BTW, I recall that executable files are not read into memory and then jumped to. They are memory-mapped files, this is so the executable can start up much faster. Pieces of the executable are loaded in on demand, although the OS will speculatively load in pieces, too.
April 09
On 4/4/2024 4:12 AM, Paolo Invernizzi wrote:
> My 2 cents: there will be NO advantages in compilation time.

Unfortunately, some things cannot be benchmarked until they are built.

April 10
On 10/04/2024 5:18 AM, Walter Bright wrote:
> BTW, I recall that executable files are not read into memory and then jumped to.
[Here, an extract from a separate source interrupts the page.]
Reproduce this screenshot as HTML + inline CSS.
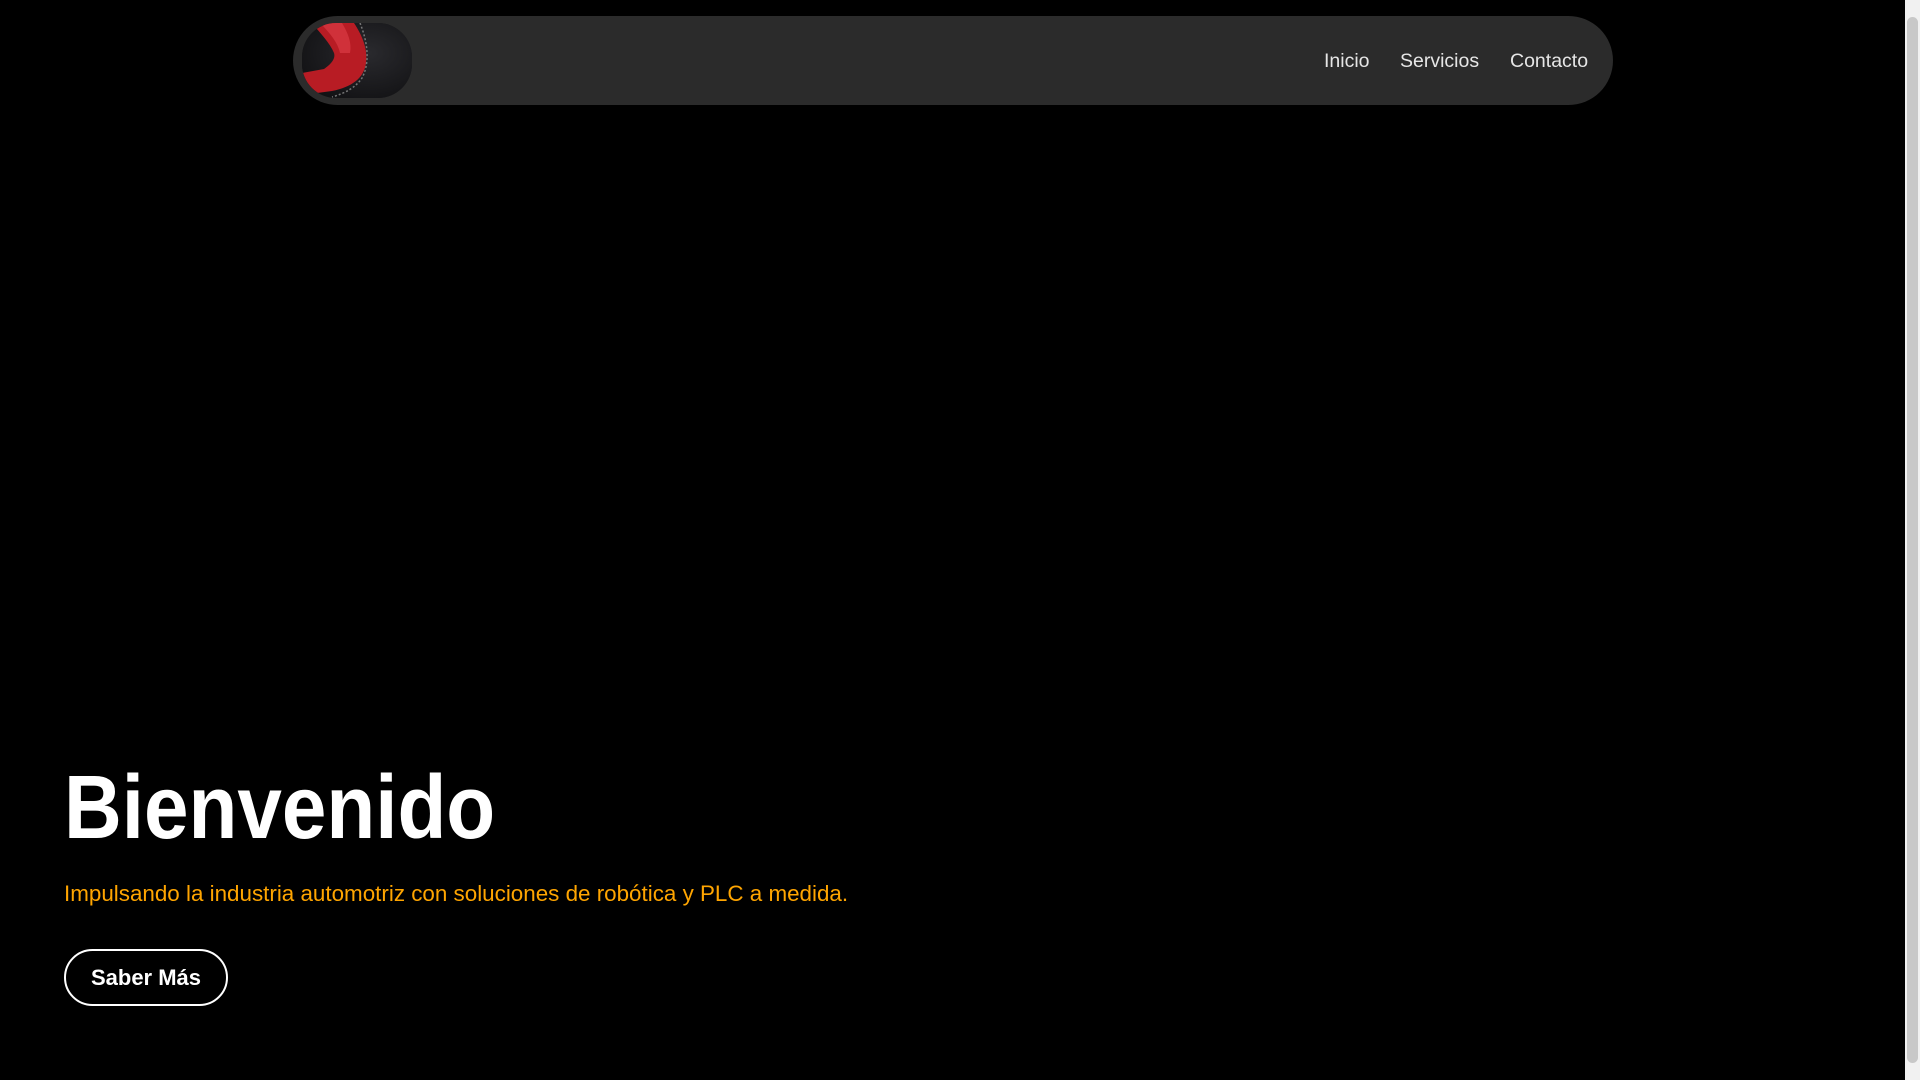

They are memory-mapped files, this is so the executable can start up much faster. Pieces of the executable are loaded in on demand, although the OS will speculatively load in pieces, too.

That doesn't sound right.

Address randomization, Windows remapping of symbols at runtime (with state that is kept around so you can do it later), all suggest it isn't like that now.
April 09
On Tuesday, 9 April 2024 at 17:18:02 UTC, Walter Bright wrote:
> On 4/5/2024 5:20 PM, Adam Wilson wrote:
>> Now ... to convince Walter that loading the whole archive into RAM once will be better than mem-mapping...
>> 
>> RAM is cheap and source code is not a big memory hit.
>
> There's a switch in the source code to read it all at once or use memory mapping, so I could benchmark which is faster.
>
> There's no significant difference, probably because the files weren't large enough.
>
> BTW, I recall that executable files are not read into memory and then jumped to. They are memory-mapped files, this is so the executable can start up much faster. Pieces of the executable are loaded in on demand, although the OS will speculatively load in pieces, too.

Who managed to convince you to spend time working on this?

The solution to poor phobos build time is to stop abusing templates for code that doesn't exist for problems that nobody have

https://github.com/dlang/phobos/tree/master/phobos/sys
April 10
On 10/04/2024 5:22 AM, Richard (Rikki) Andrew Cattermole wrote:
> On 10/04/2024 5:18 AM, Walter Bright wrote:
>> BTW, I recall that executable files are not read into memory and then jumped to. They are memory-mapped files, this is so the executable can start up much faster. Pieces of the executable are loaded in on demand, although the OS will speculatively load in pieces, too.
> 
> That doesn't sound right.
> 
> Address randomization, Windows remapping of symbols at runtime (with state that is kept around so you can do it later), all suggest it isn't like that now.

It appears to have been true as of Windows 2000.

https://learn.microsoft.com/en-us/archive/msdn-magazine/2002/march/windows-2000-loader-what-goes-on-inside-windows-2000-solving-the-mysteries-of-the-loader

See: LdrpMapDll

However I don't think those two features may have existed at the time.

As of Windows Internals 5, the cache manager uses 256kb blocks as part of memory mapping (very useful information that!). Would be worth double checking that this is the default for std.mmap.

So it seems I'm half right, there is no way Windows could be memory mapping binaries when address randomization is turned on for a given block that has rewrites for symbol locations, but it may be memory mapping large blocks of data if it doesn't.